What you need to do
Type out the complete listing below word for word, without its pictures.

Recorded information

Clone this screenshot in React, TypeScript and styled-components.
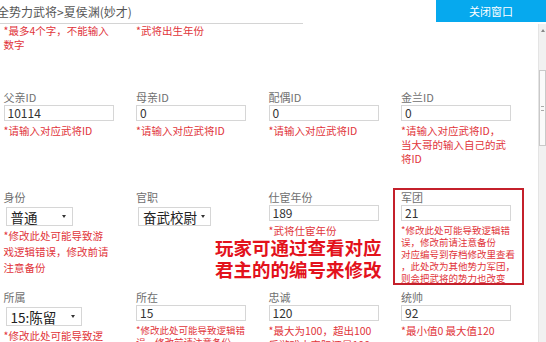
import React from "react";
import styled, { createGlobalStyle } from "styled-components";

type Control = { kind: "input" | "select"; value: string; width?: number };

type FieldData = {
  label?: string;
  control?: Control;
  hint?: string[];
  small?: boolean;
  lh?: number;
  highlight?: boolean;
};

const rows: FieldData[][] = [
  [
    { hint: ["*最多4个字，不能输入", "数字"] },
    { hint: ["*武将出生年份"] },
    {},
    {},
  ],
  [
    { label: "父亲ID", control: { kind: "input", value: "10114" }, hint: ["*请输入对应武将ID"] },
    { label: "母亲ID", control: { kind: "input", value: "0" }, hint: ["*请输入对应武将ID"] },
    { label: "配偶ID", control: { kind: "input", value: "0" }, hint: ["*请输入对应武将ID"] },
    {
      label: "金兰ID",
      control: { kind: "input", value: "0" },
      hint: ["*请输入对应武将ID，", "当大哥的输入自己的武", "将ID"],
    },
  ],
  [
    {
      label: "身份",
      control: { kind: "select", value: "普通", width: 67 },
      hint: ["*修改此处可能导致游", "戏逻辑错误，修改前请", "注意备份"],
      lh: 16,
    },
    { label: "官职", control: { kind: "select", value: "奋武校尉", width: 73 } },
    { label: "仕宦年份", control: { kind: "input", value: "189" }, hint: ["*武将仕宦年份"] },
    {
      label: "军团",
      control: { kind: "input", value: "21" },
      hint: [
        "*修改此处可能导致逻辑错",
        "误，修改前请注意备份",
        "对应编号到存档修改里查看",
        "，此处改为其他势力军团，",
        "则会把武将的势力也改变",
      ],
      small: true,
      lh: 12,
      highlight: true,
    },
  ],
  [
    {
      label: "所属",
      control: { kind: "select", value: "15:陈留", width: 76 },
      hint: ["*修改此处可能导致逻", "辑错误，修改前请注意"],
      lh: 16,
    },
    {
      label: "所在",
      control: { kind: "input", value: "15" },
      hint: ["*修改此处可能导致逻辑错", "误，修改前请注意备份"],
      small: true,
      lh: 12,
    },
    {
      label: "忠诚",
      control: { kind: "input", value: "120" },
      hint: ["*最大为100，超出100", "后游戏中实际还是100"],
      lh: 14,
    },
    { label: "统帅", control: { kind: "input", value: "92" }, hint: ["*最小值0 最大值120"] },
  ],
];

const GlobalStyle = createGlobalStyle`
  html, body {
    margin: 0;
    padding: 0;
    background: #ffffff;
    overflow: hidden;
  }
  body {
    font-family: "Noto Sans CJK SC", "Noto Sans", sans-serif;
  }
`;

const Page = styled.div`
  width: 546px;
  height: 342px;
  display: flex;
  flex-direction: column;
  overflow: hidden;
  background: #fff;
`;

const Header = styled.div`
  height: 24px;
  display: flex;
  align-items: flex-start;
  flex-shrink: 0;
`;

const Title = styled.div`
  width: 303px;
  height: 23px;
  border-bottom: 1px solid #d4d4d4;
  font-size: 12px;
  line-height: 24px;
  color: #555;
  white-space: nowrap;
  overflow: hidden;

  span {
    margin-left: -3px;
  }
`;

const CloseButton = styled.button`
  margin-left: auto;
  width: 110px;
  height: 22px;
  border: none;
  background: #06a9ee;
  color: #fff;
  font-family: inherit;
  font-size: 11px;
  padding: 0;
  cursor: pointer;
`;

const Body = styled.div`
  flex: 1;
  display: flex;
  min-height: 0;
`;

const FormArea = styled.div`
  flex: 1;
  overflow: hidden;
`;

const Grid = styled.div`
  display: grid;
  grid-template-columns: repeat(4, 110px);
  grid-template-rows: 67px 100px 100px 100px;
  column-gap: 22.5px;
  padding-left: 3.5px;
  align-items: start;
`;

const Cell = styled.div<{ $row: number; $col: number; $highlight?: boolean }>`
  grid-row: ${(p) => p.$row};
  grid-column: ${(p) => p.$col};
  position: relative;
  display: flex;
  flex-direction: column;
  align-items: flex-start;

  ${(p) =>
    p.$highlight &&
    `
    &::after {
      content: "";
      position: absolute;
      left: -8px;
      right: -13px;
      top: -3px;
      bottom: -1px;
      border: 2px solid #c4202b;
      pointer-events: none;
    }
  `}
`;

const Label = styled.div`
  font-size: 11px;
  line-height: 13px;
  color: #707070;
  white-space: nowrap;
`;

const Input = styled.div`
  box-sizing: border-box;
  margin-top: 1px;
  width: 110px;
  height: 16px;
  border: 1px solid #d6d6d6;
  padding-left: 3px;
  font-size: 12px;
  line-height: 14px;
  color: #333;
  background: #fff;
`;

const Select = styled.div<{ $w: number }>`
  box-sizing: border-box;
  margin: 3px 0 0 2px;
  width: ${(p) => p.$w}px;
  height: 19px;
  border: 1px solid #d6d6d6;
  padding: 0 6px 0 4px;
  display: flex;
  align-items: center;
  justify-content: space-between;
  font-size: 13.5px;
  color: #222;
  background: #fff;
  white-space: nowrap;

  &::after {
    content: "";
    flex-shrink: 0;
    margin-left: 4px;
    border-left: 2.5px solid transparent;
    border-right: 2.5px solid transparent;
    border-top: 3px solid #333;
  }
`;

const Hint = styled.div<{ $small?: boolean; $lh: number; $flush?: boolean }>`
  margin-top: ${(p) => (p.$flush ? 0 : p.$lh === 16 ? 2 : 3)}px;
  font-size: ${(p) => (p.$small ? 9.5 : 10.5)}px;
  line-height: ${(p) => p.$lh}px;
  color: #e1343a;
  white-space: nowrap;
`;

const Annotation = styled.div`
  grid-column: 2 / 4;
  grid-row: 3;
  justify-self: start;
  margin: 45px 0 0 79px;
  position: relative;
  z-index: 2;
  font-size: 18.5px;
  line-height: 22px;
  font-weight: 700;
  color: #e3121c;
  white-space: nowrap;
`;

const Scrollbar = styled.div`
  width: 7px;
  flex-shrink: 0;
  background: #f1f1f1;
  border-left: 1px solid #e4e4e4;
  display: flex;
  flex-direction: column;
  align-items: center;
`;

const UpArrow = styled.div`
  margin-top: 5px;
  border-left: 2px solid transparent;
  border-right: 2px solid transparent;
  border-bottom: 3px solid #888;
`;

const Thumb = styled.div`
  box-sizing: border-box;
  margin-top: 38px;
  width: 7px;
  height: 76px;
  background: #fafafa;
  border: 1px solid #c9c9c9;
  display: flex;
  align-items: center;
  justify-content: center;

  &::after {
    content: "";
    width: 3px;
    height: 3px;
    border-top: 1px solid #aaa;
    border-bottom: 1px solid #aaa;
  }
`;

const Field = ({ f, row, col }: { f: FieldData; row: number; col: number }) => (
  <Cell $row={row} $col={col} $highlight={f.highlight}>
    {f.label && <Label>{f.label}</Label>}
    {f.control?.kind === "input" && <Input>{f.control.value}</Input>}
    {f.control?.kind === "select" && (
      <Select $w={f.control.width ?? 70}>{f.control.value}</Select>
    )}
    {f.hint && (
      <Hint $small={f.small} $lh={f.lh ?? 14} $flush={!f.label}>
        {f.hint.map((line, i) => (
          <div key={i}>{line}</div>
        ))}
      </Hint>
    )}
  </Cell>
);

const App = () => {
  return (
    <Page>
      <GlobalStyle />
      <Header>
        <Title>
          <span>全势力武将&gt;夏侯渊(妙才)</span>
        </Title>
        <CloseButton>关闭窗口</CloseButton>
      </Header>
      <Body>
        <FormArea>
          <Grid>
            {rows.map((row, r) =>
              row.map((f, c) => (
                <Field key={`${r}-${c}`} f={f} row={r + 1} col={c + 1} />
              ))
            )}
            <Annotation>
              玩家可通过查看对应
              <br />
              君主的的编号来修改
            </Annotation>
          </Grid>
        </FormArea>
        <Scrollbar>
          <UpArrow />
          <Thumb />
        </Scrollbar>
      </Body>
    </Page>
  );
};

export default App;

Output for this task
Clone this screenshot in React, TypeScript and styled-components.
import React from "react";
import styled, { createGlobalStyle } from "styled-components";

type Control = { kind: "input" | "select"; value: string; width?: number };

type FieldData = {
  label?: string;
  control?: Control;
  hint?: string[];
  small?: boolean;
  lh?: number;
  highlight?: boolean;
};

const rows: FieldData[][] = [
  [
    { hint: ["*最多4个字，不能输入", "数字"] },
    { hint: ["*武将出生年份"] },
    {},
    {},
  ],
  [
    { label: "父亲ID", control: { kind: "input", value: "10114" }, hint: ["*请输入对应武将ID"] },
    { label: "母亲ID", control: { kind: "input", value: "0" }, hint: ["*请输入对应武将ID"] },
    { label: "配偶ID", control: { kind: "input", value: "0" }, hint: ["*请输入对应武将ID"] },
    {
      label: "金兰ID",
      control: { kind: "input", value: "0" },
      hint: ["*请输入对应武将ID，", "当大哥的输入自己的武", "将ID"],
    },
  ],
  [
    {
      label: "身份",
      control: { kind: "select", value: "普通", width: 67 },
      hint: ["*修改此处可能导致游", "戏逻辑错误，修改前请", "注意备份"],
      lh: 16,
    },
    { label: "官职", control: { kind: "select", value: "奋武校尉", width: 73 } },
    { label: "仕宦年份", control: { kind: "input", value: "189" }, hint: ["*武将仕宦年份"] },
    {
      label: "军团",
      control: { kind: "input", value: "21" },
      hint: [
        "*修改此处可能导致逻辑错",
        "误，修改前请注意备份",
        "对应编号到存档修改里查看",
        "，此处改为其他势力军团，",
        "则会把武将的势力也改变",
      ],
      small: true,
      lh: 12,
      highlight: true,
    },
  ],
  [
    {
      label: "所属",
      control: { kind: "select", value: "15:陈留", width: 76 },
      hint: ["*修改此处可能导致逻", "辑错误，修改前请注意"],
      lh: 16,
    },
    {
      label: "所在",
      control: { kind: "input", value: "15" },
      hint: ["*修改此处可能导致逻辑错", "误，修改前请注意备份"],
      small: true,
      lh: 12,
    },
    {
      label: "忠诚",
      control: { kind: "input", value: "120" },
      hint: ["*最大为100，超出100", "后游戏中实际还是100"],
      lh: 14,
    },
    { label: "统帅", control: { kind: "input", value: "92" }, hint: ["*最小值0 最大值120"] },
  ],
];

const GlobalStyle = createGlobalStyle`
  html, body {
    margin: 0;
    padding: 0;
    background: #ffffff;
    overflow: hidden;
  }
  body {
    font-family: "Noto Sans CJK SC", "Noto Sans", sans-serif;
  }
`;

const Page = styled.div`
  width: 546px;
  height: 342px;
  display: flex;
  flex-direction: column;
  overflow: hidden;
  background: #fff;
`;

const Header = styled.div`
  height: 24px;
  display: flex;
  align-items: flex-start;
  flex-shrink: 0;
`;

const Title = styled.div`
  width: 303px;
  height: 23px;
  border-bottom: 1px solid #d4d4d4;
  font-size: 12px;
  line-height: 24px;
  color: #555;
  white-space: nowrap;
  overflow: hidden;

  span {
    margin-left: -3px;
  }
`;

const CloseButton = styled.button`
  margin-left: auto;
  width: 110px;
  height: 22px;
  border: none;
  background: #06a9ee;
  color: #fff;
  font-family: inherit;
  font-size: 11px;
  padding: 0;
  cursor: pointer;
`;

const Body = styled.div`
  flex: 1;
  display: flex;
  min-height: 0;
`;

const FormArea = styled.div`
  flex: 1;
  overflow: hidden;
`;

const Grid = styled.div`
  display: grid;
  grid-template-columns: repeat(4, 110px);
  grid-template-rows: 67px 100px 100px 100px;
  column-gap: 22.5px;
  padding-left: 3.5px;
  align-items: start;
`;

const Cell = styled.div<{ $row: number; $col: number; $highlight?: boolean }>`
  grid-row: ${(p) => p.$row};
  grid-column: ${(p) => p.$col};
  position: relative;
  display: flex;
  flex-direction: column;
  align-items: flex-start;

  ${(p) =>
    p.$highlight &&
    `
    &::after {
      content: "";
      position: absolute;
      left: -8px;
      right: -13px;
      top: -3px;
      bottom: -1px;
      border: 2px solid #c4202b;
      pointer-events: none;
    }
  `}
`;

const Label = styled.div`
  font-size: 11px;
  line-height: 13px;
  color: #707070;
  white-space: nowrap;
`;

const Input = styled.div`
  box-sizing: border-box;
  margin-top: 1px;
  width: 110px;
  height: 16px;
  border: 1px solid #d6d6d6;
  padding-left: 3px;
  font-size: 12px;
  line-height: 14px;
  color: #333;
  background: #fff;
`;

const Select = styled.div<{ $w: number }>`
  box-sizing: border-box;
  margin: 3px 0 0 2px;
  width: ${(p) => p.$w}px;
  height: 19px;
  border: 1px solid #d6d6d6;
  padding: 0 6px 0 4px;
  display: flex;
  align-items: center;
  justify-content: space-between;
  font-size: 13.5px;
  color: #222;
  background: #fff;
  white-space: nowrap;

  &::after {
    content: "";
    flex-shrink: 0;
    margin-left: 4px;
    border-left: 2.5px solid transparent;
    border-right: 2.5px solid transparent;
    border-top: 3px solid #333;
  }
`;

const Hint = styled.div<{ $small?: boolean; $lh: number; $flush?: boolean }>`
  margin-top: ${(p) => (p.$flush ? 0 : p.$lh === 16 ? 2 : 3)}px;
  font-size: ${(p) => (p.$small ? 9.5 : 10.5)}px;
  line-height: ${(p) => p.$lh}px;
  color: #e1343a;
  white-space: nowrap;
`;

const Annotation = styled.div`
  grid-column: 2 / 4;
  grid-row: 3;
  justify-self: start;
  margin: 45px 0 0 79px;
  position: relative;
  z-index: 2;
  font-size: 18.5px;
  line-height: 22px;
  font-weight: 700;
  color: #e3121c;
  white-space: nowrap;
`;

const Scrollbar = styled.div`
  width: 7px;
  flex-shrink: 0;
  background: #f1f1f1;
  border-left: 1px solid #e4e4e4;
  display: flex;
  flex-direction: column;
  align-items: center;
`;

const UpArrow = styled.div`
  margin-top: 5px;
  border-left: 2px solid transparent;
  border-right: 2px solid transparent;
  border-bottom: 3px solid #888;
`;

const Thumb = styled.div`
  box-sizing: border-box;
  margin-top: 38px;
  width: 7px;
  height: 76px;
  background: #fafafa;
  border: 1px solid #c9c9c9;
  display: flex;
  align-items: center;
  justify-content: center;

  &::after {
    content: "";
    width: 3px;
    height: 3px;
    border-top: 1px solid #aaa;
    border-bottom: 1px solid #aaa;
  }
`;

const Field = ({ f, row, col }: { f: FieldData; row: number; col: number }) => (
  <Cell $row={row} $col={col} $highlight={f.highlight}>
    {f.label && <Label>{f.label}</Label>}
    {f.control?.kind === "input" && <Input>{f.control.value}</Input>}
    {f.control?.kind === "select" && (
      <Select $w={f.control.width ?? 70}>{f.control.value}</Select>
    )}
    {f.hint && (
      <Hint $small={f.small} $lh={f.lh ?? 14} $flush={!f.label}>
        {f.hint.map((line, i) => (
          <div key={i}>{line}</div>
        ))}
      </Hint>
    )}
  </Cell>
);

const App = () => {
  return (
    <Page>
      <GlobalStyle />
      <Header>
        <Title>
          <span>全势力武将&gt;夏侯渊(妙才)</span>
        </Title>
        <CloseButton>关闭窗口</CloseButton>
      </Header>
      <Body>
        <FormArea>
          <Grid>
            {rows.map((row, r) =>
              row.map((f, c) => (
                <Field key={`${r}-${c}`} f={f} row={r + 1} col={c + 1} />
              ))
            )}
            <Annotation>
              玩家可通过查看对应
              <br />
              君主的的编号来修改
            </Annotation>
          </Grid>
        </FormArea>
        <Scrollbar>
          <UpArrow />
          <Thumb />
        </Scrollbar>
      </Body>
    </Page>
  );
};

export default App;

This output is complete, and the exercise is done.